In 1263, when Pantaleone had become Pope with help form the king of France, and had changed his name to Urbano IV, in the Italian city of Bolsena something strange happened: a wafer began to bleed after being blessed. The Pope ordered an investigation and decided it was a miracle. Remembering the ideas Juliana de Lieja had shared, he decided to set a special date for the Eucharist as she had wanted, but to be celebrated by all Christians. Thus, amidst the doubts of skeptics, in 1264 he issued a papal order ordering the Festival of the Holy Body and Holy Blood of Our Lord Jesus Christ to be celebrated. This long name was eventually reduced to Corpus Christi. It is the first celebration sanctioned by means of a papal order.

They typical ceremonies of the occasion, such as hymns, reading the letter to the Corinthians, the octaves and ritual verses, etc. were prepared by the secretary of Urbano IV, a Dominican friar called Thomas of Aquino.

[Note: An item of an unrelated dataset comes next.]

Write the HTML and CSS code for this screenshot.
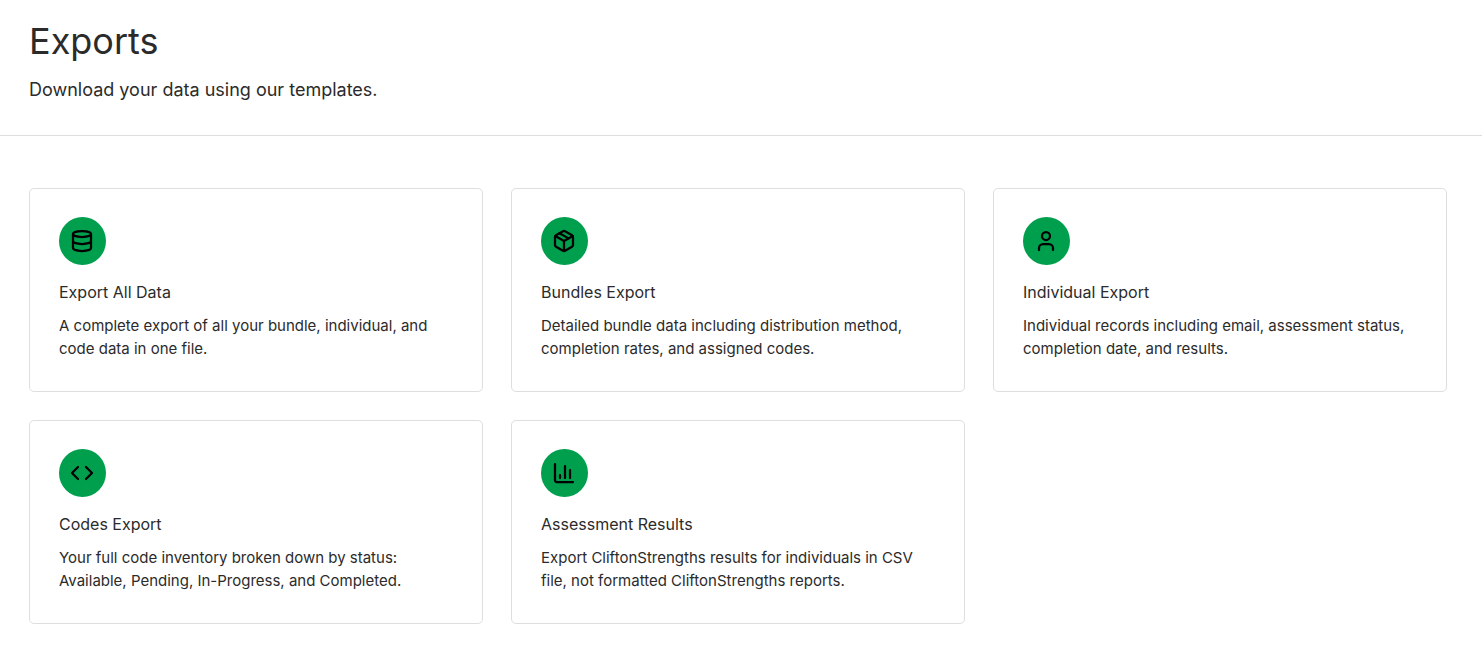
FILE: index.html
```html
<!DOCTYPE html>
<html lang="en">
  <head>
    <meta charset="UTF-8" />
    <meta name="viewport" content="width=device-width, initial-scale=1.0" />
    <title>Exports</title>
    <link rel="stylesheet" href="styles.css">
  </head>
  <body>
    <header class="page-header">
      <h1>Exports</h1>
      <p>Download your data using our templates.</p>
    </header>
    <main class="export-grid">
      <section class="card">
        <div class="card-icon">
          <svg viewBox="0 0 24 24" aria-hidden="true">
            <ellipse cx="12" cy="5" rx="9" ry="3" />
            <path d="M3 5v14c0 1.66 4 3 9 3s9-1.34 9-3V5" />
            <path d="M3 12c0 1.66 4 3 9 3s9-1.34 9-3" />
          </svg>
        </div>
        <h2>Export All Data</h2>
        <p>A complete export of all your bundle, individual, and code data in one file.</p>
      </section>
      <section class="card">
        <div class="card-icon">
          <svg viewBox="0 0 24 24" aria-hidden="true">
            <path d="M16.5 9.4l-9-5.19" />
            <path d="M21 16V8a2 2 0 0 0-1-1.73l-7-4a2 2 0 0 0-2 0l-7 4A2 2 0 0 0 3 8v8a2 2 0 0 0 1 1.73l7 4a2 2 0 0 0 2 0l7-4A2 2 0 0 0 21 16z" />
            <path d="M3.27 6.96L12 12.01l8.73-5.05M12 22.08V12" />
          </svg>
        </div>
        <h2>Bundles Export</h2>
        <p>Detailed bundle data including distribution method, completion rates, and assigned codes.</p>
      </section>
      <section class="card">
        <div class="card-icon">
          <svg viewBox="0 0 24 24" aria-hidden="true">
            <path d="M19 21v-2a4 4 0 0 0-4-4H9a4 4 0 0 0-4 4v2" />
            <circle cx="12" cy="7" r="4" />
          </svg>
        </div>
        <h2>Individual Export</h2>
        <p>Individual records including email, assessment status, completion date, and results.</p>
      </section>
      <section class="card">
        <div class="card-icon">
          <svg viewBox="0 0 24 24" aria-hidden="true">
            <path d="M16 18l6-6-6-6M8 6l-6 6 6 6" />
          </svg>
        </div>
        <h2>Codes Export</h2>
        <p>Your full code inventory broken down by status: Available, Pending, In-Progress, and Completed.</p>
      </section>
      <section class="card">
        <div class="card-icon">
          <svg viewBox="0 0 24 24" aria-hidden="true">
            <path d="M3 3v16a2 2 0 0 0 2 2h16" />
            <path d="M18 17V9M13 17V5M8 17v-3" />
          </svg>
        </div>
        <h2>Assessment Results</h2>
        <p>Export CliftonStrengths results for individuals in CSV file, not formatted CliftonStrengths reports.</p>
      </section>
    </main>
  </body>
</html>
```
FILE: styles.css
```css
:root {
  --text: #2b2b2b;
  --border: #dedede;
  --accent: #009f4d;
}
* {
  box-sizing: border-box;
  margin: 0;
  padding: 0;
}
body {
  font-family: Inter, sans-serif;
  background: #fff;
  color: var(--text);
}
.page-header {
  padding: 16px 29px 31px;
  border-bottom: 1px solid var(--border);
}
.page-header h1 {
  font-size: 36px;
  font-weight: 400;
  line-height: 50px;
  margin-bottom: 10px;
}
.page-header p {
  font-size: 18px;
  line-height: 28px;
}
.export-grid {
  display: grid;
  grid-template-columns: repeat(3, 1fr);
  gap: 28px;
  padding: 52px 35px 26px 29px;
}
.card {
  border: 1px solid var(--border);
  border-radius: 5px;
  padding: 28px 28px 31px 29px;
}
.card-icon {
  width: 47px;
  height: 48px;
  padding: 12px 12px 12px 11px;
  border-radius: 50%;
  background: var(--accent);
  margin-bottom: 16px;
}
.card-icon svg {
  display: block;
  width: 24px;
  height: 24px;
  fill: none;
  stroke: #000;
  stroke-width: 2.25;
  stroke-linecap: round;
  stroke-linejoin: round;
}
.card h2 {
  font-size: 16px;
  font-weight: 400;
  line-height: 23px;
  margin-bottom: 10px;
}
.card p {
  font-size: 15px;
  line-height: 23px;
}
```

Up until the doctrinal reforms that took place in the 60’s, which among other things eliminated the Latin language during masses, Corpus Christi was celebrated on two dates, the Thursday following Pentecost, as mentioned before, and on the first day of July, during a festival called the Festival of the Precious Blood of Christ, which is no longer celebrated. Later it came to be celebrated as it is today with moveable dates by country, although in Bolivia it tends to be celebrated sixty days after Easter. It is a religious holiday but remains in force despite the fact that Bolivia is officially a secular state and despite proposals to eliminate it as a holiday, or substitute it with the celebration of the Winter Solstice (the Aymara New Year).

Each city celebrates in its own way due to cultural differences. For example, in the Andean region mass is mixed with the traditional ch’alla and the blessing of people’s belongings, and there are processions with the symbol of the Holy Eucharist. In Santa Cruz, however, it is celebrated with a mega public mass in the city’s largest stadium, the Tahuichi soccer stadium, and is presided over by the Cardinal and Catholic young present colorful dances.